▸ Supplied data:
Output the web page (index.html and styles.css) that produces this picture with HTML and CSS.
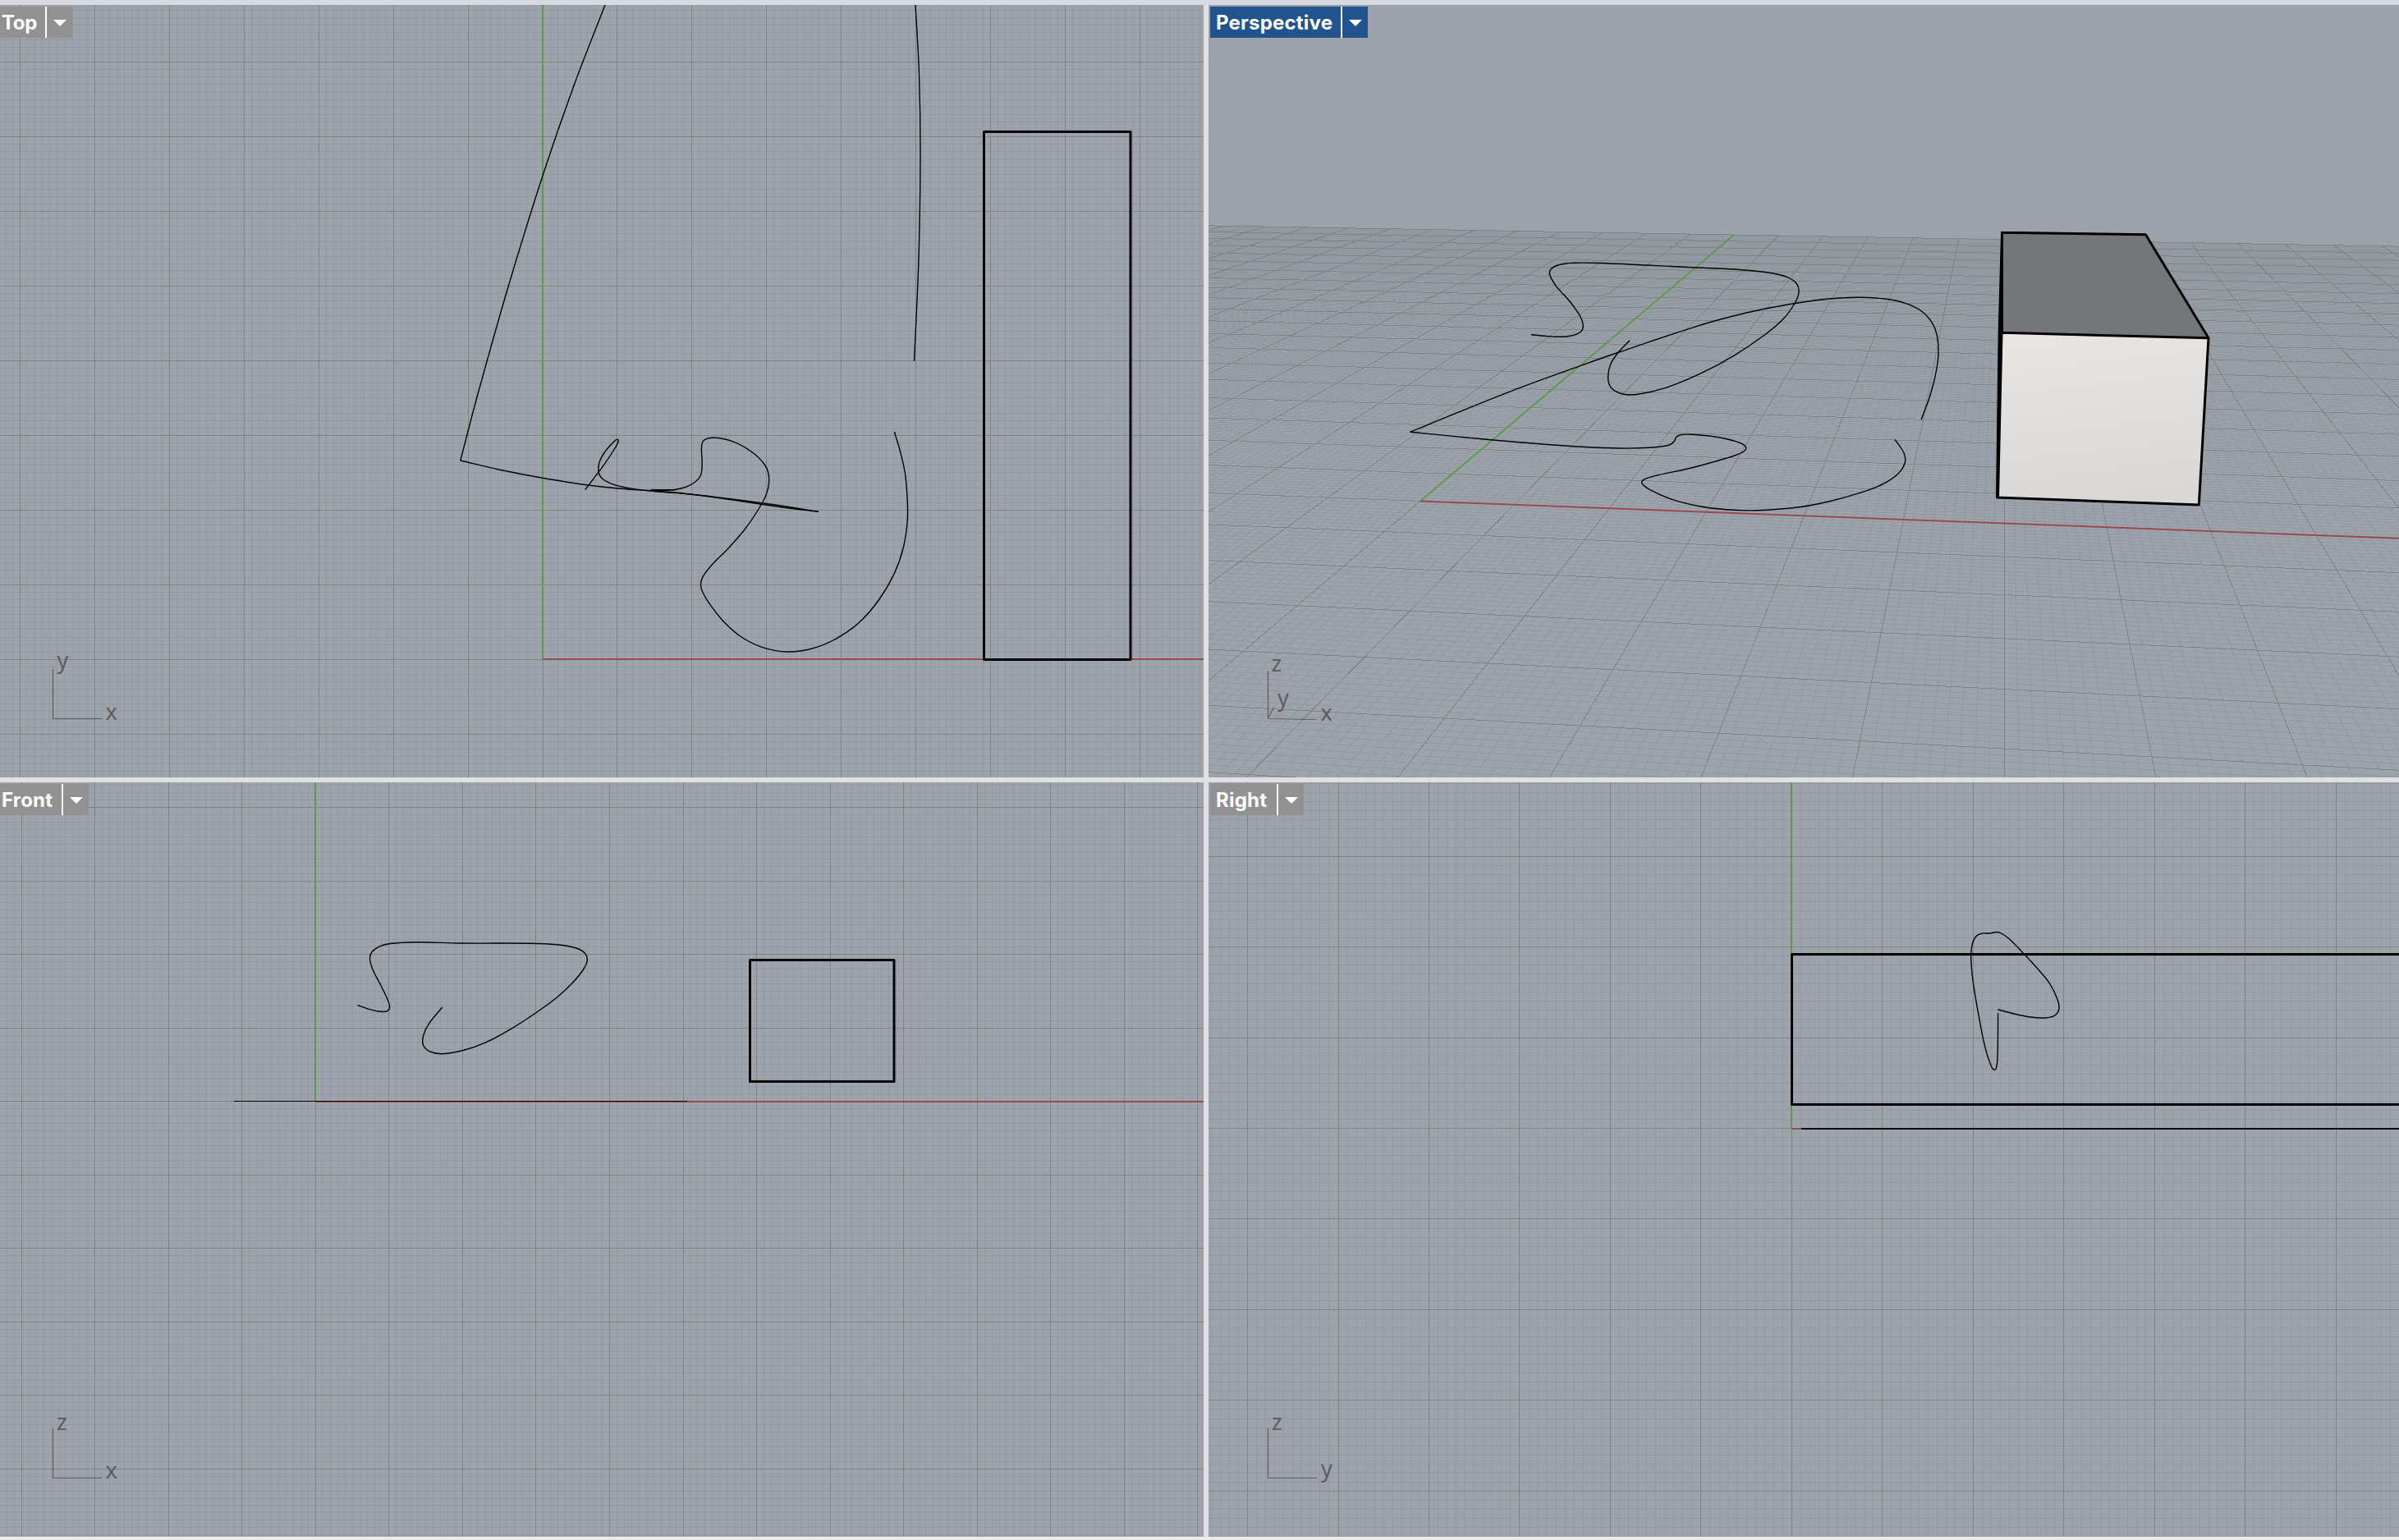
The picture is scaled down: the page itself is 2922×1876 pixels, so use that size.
FILE: index.html
```html
<!DOCTYPE html>
<html lang="en">
<head>
<meta charset="utf-8">
<title>Viewports</title>
<link rel="stylesheet" href="styles.css">
</head>
<body>
<main class="viewports">
  <section class="viewport">
    <svg class="scene" viewBox="0 6 1466 941">
      <g class="grid" data-view="top"></g>
      <path class="axis-green" d="M661 6V803"/>
      <path class="axis-red" d="M661 803H1466"/>
      <path class="box-edge" d="M1198.5 160.5H1377V803.5H1198.5Z"/>
      <g class="curves" data-view="top"></g>
      <path class="gizmo" d="M64.5 815V875.5H124"/>
      <text class="gizmo-text" x="69.5" y="813.5">y</text>
      <text class="gizmo-text" x="128.5" y="876.5">x</text>
    </svg>
    <header class="title title-edge"><span class="name name-top">Top</span><span class="menu"><i class="arrow"></i></span></header>
  </section>
  <section class="viewport">
    <svg class="scene" viewBox="1472 6 1450 941">
      <defs>
        <linearGradient id="front-face" x1="0" y1="0" x2="0.15" y2="1">
          <stop offset="0" stop-color="#e7e6e4"/><stop offset="1" stop-color="#d9d8d6"/>
        </linearGradient>
      </defs>
      <g class="grid" data-view="perspective"></g>
      <path class="axis-green" d="M1730 610.5L2112 286"/>
      <path class="axis-red" d="M1730 610.5L2922 655.8"/>
      <path class="face-top" d="M2438.8 283.3L2613.4 285.8L2690 411.7L2438 405.3Z"/>
      <path class="face-side" d="M2438.5 283.3L2435 405L2432.3 606L2438 405Z"/>
      <path class="face-front" d="M2438 405.3L2690 411.7L2678.3 615L2432.5 606Z"/>
      <path class="box-edge" d="M2438.5 283.3L2613.4 285.8L2690 411.7L2678.3 615L2432.5 606L2435.2 405L2438.5 283.3V405.3L2690 411.7M2438 405.3L2433.5 606"/>
      <g class="curves" data-view="perspective"></g>
      <path class="gizmo" d="M1544.5 817V875L1551.7 861.7M1544.5 875.5L1603 876.5"/>
      <text class="gizmo-text" x="1548.5" y="817.5">z</text>
      <text class="gizmo-text" x="1556" y="859.5">y</text>
      <text class="gizmo-text" x="1608.5" y="878">x</text>
    </svg>
    <header class="title title-active"><span class="name name-perspective">Perspective</span><span class="menu"><i class="arrow"></i></span></header>
  </section>
  <section class="viewport">
    <svg class="scene" viewBox="0 953 1466 919">
      <g class="grid" data-view="front"></g>
      <path class="axis-green" d="M384 953V1342"/>
      <path class="axis-red" d="M384 1342H1466"/>
      <path class="box-edge" d="M913.5 1169.5H1089V1317.5H913.5Z"/>
      <path class="flat-curve" d="M285 1341.5H837"/>
      <g class="curves" data-view="front"></g>
      <path class="gizmo" d="M64.5 1740V1800.5H124"/>
      <text class="gizmo-text" x="69" y="1741.5">z</text>
      <text class="gizmo-text" x="128.5" y="1801">x</text>
    </svg>
    <header class="title title-edge"><span class="name name-front">Front</span><span class="menu"><i class="arrow"></i></span></header>
  </section>
  <section class="viewport">
    <svg class="scene" viewBox="1472 953 1450 919">
      <g class="grid" data-view="right"></g>
      <path class="axis-green" d="M2182 953V1375"/>
      <path class="axis-red" d="M2182 1375H2922"/>
      <path class="box-edge" d="M2922 1162.5H2182.5V1345.5H2922"/>
      <path class="flat-curve flat-curve-wide" d="M2194 1375H2922"/>
      <g class="curves" data-view="right"></g>
      <path class="gizmo" d="M1544.5 1740V1800.5H1604.5"/>
      <text class="gizmo-text" x="1549" y="1741.5">z</text>
      <text class="gizmo-text" x="1609" y="1798.5">y</text>
    </svg>
    <header class="title"><span class="name name-right">Right</span><span class="menu"><i class="arrow"></i></span></header>
  </section>
</main>
<script src="scene.js"></script>
</body>
</html>
```
FILE: styles.css
```css
body {
  margin: 0;
  background: #e0e0e3;
}

.viewports {
  box-sizing: border-box;
  width: 2922px;
  height: 1876px;
  display: grid;
  grid-template-columns: 1466px 1450px;
  grid-template-rows: 941px 919px;
  gap: 6px;
  border-top: 6px solid #d8dadf;
  border-bottom: 4px solid #ebebeb;
  overflow: hidden;
}

.viewport {
  position: relative;
  background: #9ea3ab;
  overflow: hidden;
}

.scene {
  display: block;
  width: 100%;
  height: 100%;
}

/* Title tab floats over the scene */
.title {
  position: absolute;
  top: 2px;
  left: 2px;
  height: 38px;
  display: flex;
  background: #919191;
  color: #fff;
  font: 700 24px/39px Inter, "Liberation Sans", sans-serif;
  letter-spacing: 0.2px;
}

.title-edge {
  left: 0;
}

.title-active {
  background: #21538f;
}

.name {
  box-sizing: border-box;
  padding-left: 7px;
}

.title-edge .name {
  padding-left: 2px;
}

.name-top {
  width: 55px;
  letter-spacing: -0.35px;
}

.name-perspective {
  width: 159px;
}

.name-front {
  width: 75px;
}

.name-right {
  width: 81px;
}

.menu {
  width: 31px;
  display: flex;
  align-items: center;
  justify-content: center;
  border-left: 2px solid #fff;
}

.arrow {
  border: solid transparent;
  border-width: 8px 8px 0;
  border-top-color: #fff;
  margin-top: 2px;
}

.grid-minor,
.grid-major {
  fill: none;
  stroke-width: 1;
  shape-rendering: crispEdges;
}

.grid-minor {
  stroke: #9399a0;
}

.grid-major {
  stroke: #7f8483;
}

.axis-green,
.axis-red {
  fill: none;
  stroke: #5b9a50;
  stroke-width: 2;
}

.axis-red {
  stroke: #954c50;
}

.curve,
.flat-curve {
  fill: none;
  stroke: #000;
  stroke-width: 1.4;
}

.flat-curve {
  stroke-width: 1;
}

.flat-curve-wide {
  stroke-width: 2;
}

.box-edge {
  fill: none;
  stroke: #000;
  stroke-width: 3;
  stroke-linejoin: round;
}

.face-top {
  fill: #757679;
}

.face-side {
  fill: #222;
}

.face-front {
  fill: url(#front-face);
}

.gizmo {
  fill: none;
  stroke: #5c5c5c;
  stroke-width: 1.2;
}

.gizmo-text {
  font: 27px "Noto Sans", sans-serif;
  fill: #5c5c5c;
}
```
FILE: scene.js
```js
const NS = 'http://www.w3.org/2000/svg';

function addPath(parent, className, d) {
  const path = document.createElementNS(NS, 'path');
  path.setAttribute('class', className);
  path.setAttribute('d', d);
  parent.appendChild(path);
}

function gridGroup(view) {
  return document.querySelector('.grid[data-view="' + view + '"]');
}

// Orthographic grid: ten minor cells per major cell, snapped to whole pixels
function flatGrid(view, ox, oy, pitch, x0, y0, x1, y1) {
  let minor = '';
  let major = '';
  for (let k = -300; k <= 300; k++) {
    const x = Math.floor(ox + k * pitch / 10) + 0.5;
    const y = Math.floor(oy + k * pitch / 10) + 0.5;
    let d = '';
    if (x > x0 && x < x1) d += 'M' + x + ' ' + y0 + 'V' + y1;
    if (y > y0 && y < y1) d += 'M' + x0 + ' ' + y + 'H' + x1;
    if (k % 10 === 0) major += d; else minor += d;
  }
  addPath(gridGroup(view), 'grid-minor', minor);
  addPath(gridGroup(view), 'grid-major', major);
}

// Ground plane seen through the camera
function project(i, j) {
  const w = 1 - 0.00708 * i + 0.0581 * j;
  const x = (101.27 * i + 141.85 * j + 1730) / w;
  const y = (0.4 * j + 610.4) / w;
  return x.toFixed(2) + ' ' + y.toFixed(2);
}

function groundGrid() {
  let minor = '';
  let major = '';
  for (let k = -200; k <= 200; k++) {
    const d = 'M' + project(k / 10, -8) + 'L' + project(k / 10, 20);
    if (k % 10 === 0) major += d; else minor += d;
  }
  for (let k = -80; k <= 200; k++) {
    const d = 'M' + project(-20, k / 10) + 'L' + project(20, k / 10);
    if (k % 10 === 0) major += d; else minor += d;
  }
  addPath(gridGroup('perspective'), 'grid-minor', minor);
  addPath(gridGroup('perspective'), 'grid-major', major);
}

// Smooth curve through a list of x,y points
function curve(view, text) {
  const p = text.trim().split(/\s+/).map(s => s.split(',').map(Number));
  let d = 'M' + p[0];
  for (let n = 0; n < p.length - 1; n++) {
    const a = p[Math.max(n - 1, 0)];
    const b = p[n];
    const c = p[n + 1];
    const e = p[Math.min(n + 2, p.length - 1)];
    const len = Math.hypot(c[0] - b[0], c[1] - b[1]);
    const t1 = Math.hypot(c[0] - a[0], c[1] - a[1]) || 1;
    const t2 = Math.hypot(e[0] - b[0], e[1] - b[1]) || 1;
    const k = len / 3;
    d += 'C' + (b[0] + (c[0] - a[0]) / t1 * k) + ' ' + (b[1] + (c[1] - a[1]) / t1 * k) +
      ' ' + (c[0] - (e[0] - b[0]) / t2 * k) + ' ' + (c[1] - (e[1] - b[1]) / t2 * k) +
      ' ' + c[0] + ' ' + c[1];
  }
  addPath(document.querySelector('.curves[data-view="' + view + '"]'), 'curve', d);
}

flatGrid('top', 661, 803.3, 90.95, 0, 6, 1466, 947);
flatGrid('front', 384.4, 1341.6, 89.53, 0, 953, 1466, 1872);
flatGrid('right', 2182.4, 1374.5, 110.48, 1472, 953, 2922, 1872);
groundGrid();

curve('top', '737,6 698,107 661,214 620,346 582,480 560.8,561');
curve('top', '1115,6 1119.5,90 1121,190 1119,315 1113.5,440');
curve('top', `560.8,561 610,572.5 660.8,582.3 716,591 773,596.6 800,597.6 822,596.5 836,593 846.5,587.3 853,580
  855,570 855,558.3 854.5,545 857.1,536.5 869,533.2 891.4,537.3 916,550.7 932.2,567.3 936.7,583.3 933.5,601.7
  924,620 907.8,644 887.3,667.7 867,688.3 856,702.7 853.5,712.7 856,721.7 865,736.7 881,756.7 901.6,775
  928,788.3 958.8,794 989.4,790 1018,778.3 1046.5,758.3 1071,730 1089.4,698.3 1100.4,666.7 1105.3,633.3
  1105,606.7 1102.4,576.7 1096.3,549.3 1089.4,526`);
curve('top', `712.6,596.7 724,581.7 736.3,565.3 746.5,550 752.6,539.3 752.2,535.3 747,538.7 736.3,551 730,563.3
  729,574.3 732.2,581.7 742.4,588.3 760.8,593.7 789.4,597.7 822,600 858.8,604 903.7,609.5 952.6,616.2 996.7,623.3`);
curve('top', '996.7,623.3 960.8,619 919,613 879,607 842.4,602.3 801.6,598.7 793.5,597.3 800,596.8 822,596.8');

curve('perspective', `1865,407.7 1881.3,409.3 1897.6,410.3 1914,409 1925.5,404 1928.3,396.7 1924.6,385 1911.6,366.7
  1895.3,348.3 1887.8,335 1888.8,328.3 1897.6,323 1916.2,320.3 1948.8,320.5 2004.7,323 2060.6,325.7 2111.8,328
  2153.7,332 2177,337.7 2188.6,346 2191,356 2186.3,369 2172.3,388.3 2149,408.3 2111.8,433.3 2069.9,455.7
  2028,472.7 1995.4,480.3 1976.8,480 1962.8,472.7 1958.6,460 1961.9,443.3 1972,428.3 1985,414.7`);
curve('perspective', `2339.9,511.3 2348.7,488.3 2356.7,460 2360.9,433.3 2359.5,410 2353.4,393.3 2339.4,378.3
  2320.7,369.3 2297.4,364.3 2264.7,362.3 2227.3,364 2190,369 2149,376.3 2107,386 2060.6,399.3 1972,429
  1925.5,445.3 1855.7,470.7 1785.9,498.3 1717.5,526.3`);
curve('perspective', `1717.5,526.3 1818.5,536 1916.2,543.7 1972,546 2009.3,545.3 2032.6,542.3 2039.6,537.3
  2041.5,532.7 2046.6,529.7 2060.6,529.3 2088.5,532 2114,537.7 2126.7,545.3 2118.8,552.7 2093,561 2055.9,571
  2018.7,579 2001.9,584.3 2000,589 2011.7,597.7 2037.3,608.7 2069.9,616.7 2102.5,620.8 2139.7,621.7 2190,618
  2227.3,611 2264.7,600.7 2292.7,590 2312.3,576.7 2320.3,563.3 2318.9,551.7 2308,535.3`);

curve('front', `435.4,1224.3 449.6,1229.3 463.7,1232.3 472.2,1231.3 474.6,1226 471.7,1216.7 463.7,1200 454.3,1181.7
  450.5,1167.7 453.3,1159.3 463.7,1152.3 480.2,1149 510.9,1147.7 560.5,1149 645.4,1149.2 678.4,1150.7 702,1155
  712.9,1161.7 715.2,1170 710.5,1181 697.3,1197.3 678.4,1215 652.5,1234 624.2,1252.3 593.5,1269 565.2,1279.3
  539.2,1283.7 523.6,1281 515.6,1273.3 515.6,1261.7 522.7,1246.7 538.7,1227`);

curve('right', `2433.3,1229.7 2453.3,1235 2473.3,1239 2490,1240 2501.7,1237.7 2507.7,1230 2506.3,1218.3 2496.7,1198.3
  2483.3,1181.7 2463.3,1160 2446.7,1143.3 2436.7,1136.5 2431.7,1135.5 2423.3,1137 2413.3,1137.2 2406.7,1140.7
  2402.3,1150 2400.7,1166.7 2403.3,1196.7 2410,1236.7 2417.3,1273.3 2424.3,1296 2429.3,1303.3 2432.3,1296.7
  2433.3,1276.7 2433.6,1234`);
```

▸ Task objective:
Copy all lines in the listing above where the string "that" appears.

▸ Solution below:
Output the web page (index.html and styles.css) that produces this picture with HTML and CSS.
The picture is scaled down: the page itself is 2922×1876 pixels, so use that size.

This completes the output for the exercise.